M. Jean-Pierre Sueur , président . - Il faudrait l'inscrire dans le rapport.

M. Patrice Gélard . - Ils pourraient même faire de la médiation et de l'arbitrage judiciaire comme en Grande-Bretagne.

M. Yves Détraigne , co-rapporteur . - Les entretiens que nous avons eus avec les représentants des médiateurs ainsi que les visites que nous avons faites sur le terrain confirment ce que l'on voit depuis plusieurs années : les juges de proximité prennent leur place et les chefs de juridiction souhaitent leur présence. Nous allons compléter le rapport pour que cela soit clair.

Mme Virginie Klès , co-rapporteur . - Oui. En ce qui concerne l'état d'esprit des personnels judiciaires, greffes et magistrats : celui des personnels des greffes est très tendu. Ils ne sont pas opposés à toute réforme mais demandent de meilleures conditions de salaire, de travail, des garanties statutaires sur leur lieu de travail. Ils craignent que la réforme soit uniquement conçue à des fins budgétaires et souhaitent qu'on n'en profite pas pour réduire les effectifs. Sous ces réserves donc, ils ne sont pas farouchement hostiles.

M. Yves Détraigne , co-rapporteur . - Ces garanties sont indispensables. C'est l'objet de nos propositions n os 3 et 4.

Autant la notion de TPI intéresse beaucoup les gens qui sont dans les TGI, autant dans les tribunaux d'instance où les personnels travaillent moins dans l'urgence que dans les TGI, on perçoit la crainte d'être discrétionnairement réaffectés par le président du TPI, du TGI aujourd'hui. Les propositions n° 3 et 4 reviennent sur cela.

Mme Virginie Klès , co-rapporteur . - Les magistrats des tribunaux d'instance partagent les mêmes inquiétudes que les personnels des greffes, mais moins fortes ; les magistrats de TGI semblent, eux, plus favorables au TPI.

Je réponds à Alain Richard sur la notion de marché : je suis entièrement d'accord. Dans le rapport, nous proposons de déjudiciariser un certain nombre de fonctions pour se recentrer sur la fonction de juger. Le fait d'imposer par la loi un bloc de contentieux de proximité est fait pour cela, pour se concentrer sur ce qui est important.

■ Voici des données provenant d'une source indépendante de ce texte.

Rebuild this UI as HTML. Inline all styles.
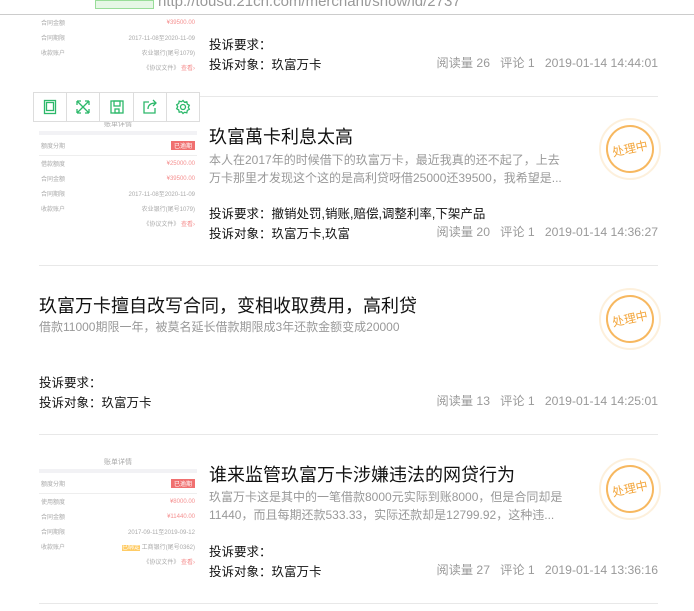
<!DOCTYPE html>
<html><head><meta charset="utf-8"><style>
body{margin:0;width:694px;height:611px;overflow:hidden;background:#fff;font-family:"Liberation Sans","Noto Sans CJK SC",sans-serif;position:relative}
.a{position:absolute;white-space:nowrap}
.t{font-size:18px;color:#111}
.d{font-size:12px;color:#999;line-height:18px}
.r{font-size:12.5px;color:#111}
.m{font-size:12.2px;color:#999;right:36px}
.hr{position:absolute;left:39px;width:619px;height:1px;background:#e8e8e8}
.stamp{position:absolute;width:58px;height:58px;border-radius:50%;border:2px solid #fdf0dc}
.stamp div{position:absolute;left:5px;top:5px;width:44px;height:44px;border-radius:50%;border:2px solid #f7b860;color:#f3a63c;font-size:12px;line-height:44px;text-align:center;transform:rotate(-12deg)}
.img{position:absolute;left:39px;width:158px;font-size:6px;color:#aaa}
.row{display:flex;justify-content:space-between;height:15px;align-items:center;padding:0 2px}
.red{color:#f59090}
.tb{position:absolute;left:33px;top:92px;width:165px;height:28px;border:1px solid #ddd;background:#fff;display:flex}
.tb div{flex:1;border-right:1px solid #ddd;display:flex;align-items:center;justify-content:center}
.tb div:last-child{border:none}
</style></head><body>
<div class="a" style="left:0;top:0;width:694px;height:14px;border-bottom:1px solid #ccc;background:#fff"></div>
<div class="a" style="left:95px;top:0;width:57px;height:7px;background:#e6f7e6;border:1px solid #9d9"></div>
<div class="a" style="left:158px;top:-7px;font-size:15px;color:#999">http://tousu.21cn.com/merchant/show/id/2737</div>

<div class="img" style="top:15px">
<div class="row"><span>合同金额</span><span class="red">¥39500.00</span></div>
<div class="row"><span>合同期限</span><span>2017-11-08至2020-11-09</span></div>
<div class="row"><span>收款账户</span><span>农业银行(尾号1079)</span></div>
<div class="row" style="justify-content:flex-end"><span>《协议文件》 <span class="red">查看›</span></span></div>
</div>
<div class="a r" style="left:209px;top:34px">投诉要求：</div>
<div class="a r" style="left:209px;top:54px">投诉对象：玖富万卡</div>
<div class="a m" style="top:53px">阅读量 26&nbsp;&nbsp;&nbsp;评论 1&nbsp;&nbsp;&nbsp;2019-01-14 14:44:01</div>
<div class="hr" style="top:96px"></div>

<div class="img" style="top:117px">
<div class="row" style="justify-content:center;height:14px"><span style="font-size:7px">账单详情</span></div>
<div style="height:4px;background:#f2f2f5"></div>
<div class="row" style="height:20px;border-bottom:1px solid #eee"><span>额度分期</span><span style="background:#f07070;color:#fff;padding:0 3px">已逾期</span></div>
<div class="row"><span>借款额度</span><span class="red">¥25000.00</span></div>
<div class="row"><span>合同金额</span><span class="red">¥39500.00</span></div>
<div class="row"><span>合同期限</span><span>2017-11-08至2020-11-09</span></div>
<div class="row"><span>收款账户</span><span>农业银行(尾号1079)</span></div>
<div class="row" style="justify-content:flex-end"><span>《协议文件》 <span class="red">查看›</span></span></div>
</div>
<div class="tb">
<div><svg width="16" height="16" viewBox="0 0 16 16" fill="none" stroke="#2cb86a" stroke-width="1.3"><rect x="2.5" y="1.5" width="11" height="13"/><rect x="4.5" y="3.5" width="7" height="8"/></svg></div>
<div><svg width="16" height="16" viewBox="0 0 16 16" fill="none" stroke="#2cb86a" stroke-width="1.3"><path d="M2 2L14 14M14 2L2 14M2 2h4M2 2v4M14 2h-4M14 2v4M2 14h4M2 14v-4M14 14h-4M14 14v-4"/></svg></div>
<div><svg width="16" height="16" viewBox="0 0 16 16" fill="none" stroke="#2cb86a" stroke-width="1.3"><rect x="2" y="2" width="12" height="12"/><rect x="5" y="2" width="6" height="5"/><rect x="6" y="10" width="4" height="4"/></svg></div>
<div><svg width="16" height="16" viewBox="0 0 16 16" fill="none" stroke="#2cb86a" stroke-width="1.3"><path d="M7 3H2v11h11V9M6 10c0-4 3-6 8-6M11 1l3 3-3 3"/></svg></div>
<div><svg width="16" height="16" viewBox="0 0 16 16" fill="none" stroke="#2cb86a" stroke-width="1.3"><circle cx="8" cy="8" r="2.5"/><path d="M8 1.5l1.5 1.8 2.3-.5.5 2.3 2 1.2-1 2 1 2-2 1.2-.5 2.3-2.3-.5L8 14.5l-1.5-1.8-2.3.5-.5-2.3-2-1.2 1-2-1-2 2-1.2.5-2.3 2.3.5z"/></svg></div>
</div>
<div class="a t" style="left:209px;top:123px">玖富萬卡利息太高</div>
<div class="a d" style="left:209px;top:151px">本人在2017年的时候借下的玖富万卡，最近我真的还不起了，上去<br>万卡那里才发现这个这的是高利贷呀借25000还39500，我希望是...</div>
<div class="a r" style="left:209px;top:203px">投诉要求：撤销处罚,销账,赔偿,调整利率,下架产品</div>
<div class="a r" style="left:209px;top:223px">投诉对象：玖富万卡,玖富</div>
<div class="a m" style="top:222px">阅读量 20&nbsp;&nbsp;&nbsp;评论 1&nbsp;&nbsp;&nbsp;2019-01-14 14:36:27</div>
<div class="stamp" style="left:599px;top:118px"><div>处理中</div></div>
<div class="hr" style="top:265px"></div>

<div class="a t" style="left:39px;top:292px">玖富万卡擅自改写合同，变相收取费用，高利贷</div>
<div class="a d" style="left:39px;top:318px">借款11000期限一年，被莫名延长借款期限成3年还款金额变成20000</div>
<div class="a r" style="left:39px;top:372px">投诉要求：</div>
<div class="a r" style="left:39px;top:392px">投诉对象：玖富万卡</div>
<div class="a m" style="top:391px">阅读量 13&nbsp;&nbsp;&nbsp;评论 1&nbsp;&nbsp;&nbsp;2019-01-14 14:25:01</div>
<div class="stamp" style="left:599px;top:288px"><div>处理中</div></div>
<div class="hr" style="top:434px"></div>

<div class="img" style="top:454px">
<div class="row" style="justify-content:center;height:15px"><span style="font-size:7px">账单详情</span></div>
<div style="height:4px;background:#f2f2f5"></div>
<div class="row" style="height:20px;border-bottom:1px solid #eee"><span>额度分期</span><span style="background:#f07070;color:#fff;padding:0 3px">已逾期</span></div>
<div class="row"><span>使用额度</span><span class="red">¥8000.00</span></div>
<div class="row"><span>合同金额</span><span class="red">¥11440.00</span></div>
<div class="row"><span>合同期限</span><span>2017-09-11至2019-09-12</span></div>
<div class="row"><span>收款账户</span><span><span style="background:#fc6;color:#fff">已绑定</span> 工商银行(尾号0362)</span></div>
<div class="row" style="justify-content:flex-end"><span>《协议文件》 <span class="red">查看›</span></span></div>
</div>
<div class="a t" style="left:209px;top:461px">谁来监管玖富万卡涉嫌违法的网贷行为</div>
<div class="a d" style="left:209px;top:488px">玖富万卡这是其中的一笔借款8000元实际到账8000，但是合同却是<br>11440，而且每期还款533.33，实际还款却是12799.92，这种违...</div>
<div class="a r" style="left:209px;top:541px">投诉要求：</div>
<div class="a r" style="left:209px;top:561px">投诉对象：玖富万卡</div>
<div class="a m" style="top:560px">阅读量 27&nbsp;&nbsp;&nbsp;评论 1&nbsp;&nbsp;&nbsp;2019-01-14 13:36:16</div>
<div class="stamp" style="left:599px;top:458px"><div>处理中</div></div>
<div class="hr" style="top:603px"></div>
</body></html>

M. Yves Détraigne , co-rapporteur . - Nos propositions ne sont pas révolutionnaires mais les tribunaux ont été suffisamment marqués par la réforme de la carte judiciaire, pour que nous n'ajoutions pas à cet état de fait. Nous faisons donc des propositions réalisables plutôt que de bouleverser à nouveau le monde judiciaire.

A la question de Patrice Gélard, la polyvalence des greffes est-elle suffisante ? Le directeur de l'école nationale des greffes nous a rassurés sur le plan des formations qui insistent sur la polyvalence. Nos idées ne l'ont donc pas effrayé. L'école nationale des greffes avance déjà dans cette voie.

Les maisons de la justice et du droit : un de nos premiers déplacements au TGI de Bordeaux, nous a permis de constater qu'existait déjà un guichet unique d'accessibilité à la justice à travers la maison de la justice et du droit qui fonctionne très bien. Mais si les collectivités locales ne mettent pas la « main à la pâte », on a des maisons de la justice et du droit « croupion ». Il faut aussi que le ministère de la justice garantisse la présence d'un greffier.

Mme Virginie Klès , co-rapporteur . - Nous partageons les inquiétudes d'Alain Richard sur l'informatique de la justice. En conséquence, l'application Portalis doit être prioritaire.

M. Yves Détraigne , co-rapporteur . - Pour Portalis (qui est l'équivalent pour les procédures civiles de Cassiopée en matière pénale), la Chancellerie nous dit qu'en l'état actuel des choses, le développement durera quatre ans. Si on ne parvient pas à cela, il y aura une déception pour le guichet universel des greffes.

M. Alain Richard . - Une partie du système est-elle fonctionnelle ?

Mme Virginie Klès , co-rapporteur . - À la question sur la taille des structures, je réponds qu'il faut des structures moyennes. Les grosses structures sont une source de déperdition d'énergie et de contact avec le terrain. Les petites structures sont aussi une source de déperdition d'énergie en termes d'emploi des personnels. La moyenne structure est souvent la bonne mesure.

M. Yves Détraigne , co-rapporteur . - Sur les tribunaux économiques, il s'agit d'étendre le champ de compétence des tribunaux de commerce aux agriculteurs et aux artisans. Il ne faut pas de mitage des juridictions concernant les questions économiques.

M. Patrice Gélard . - Quand la garde des sceaux va-t-elle établir un programme de recrutement sur dix ans pour éviter les phénomènes d'accordéon que nous connaissons ?

M. Yves Détraigne , co-rapporteur . - Il faudra en saisir la Chancellerie.

La publication du rapport d'information est autorisée.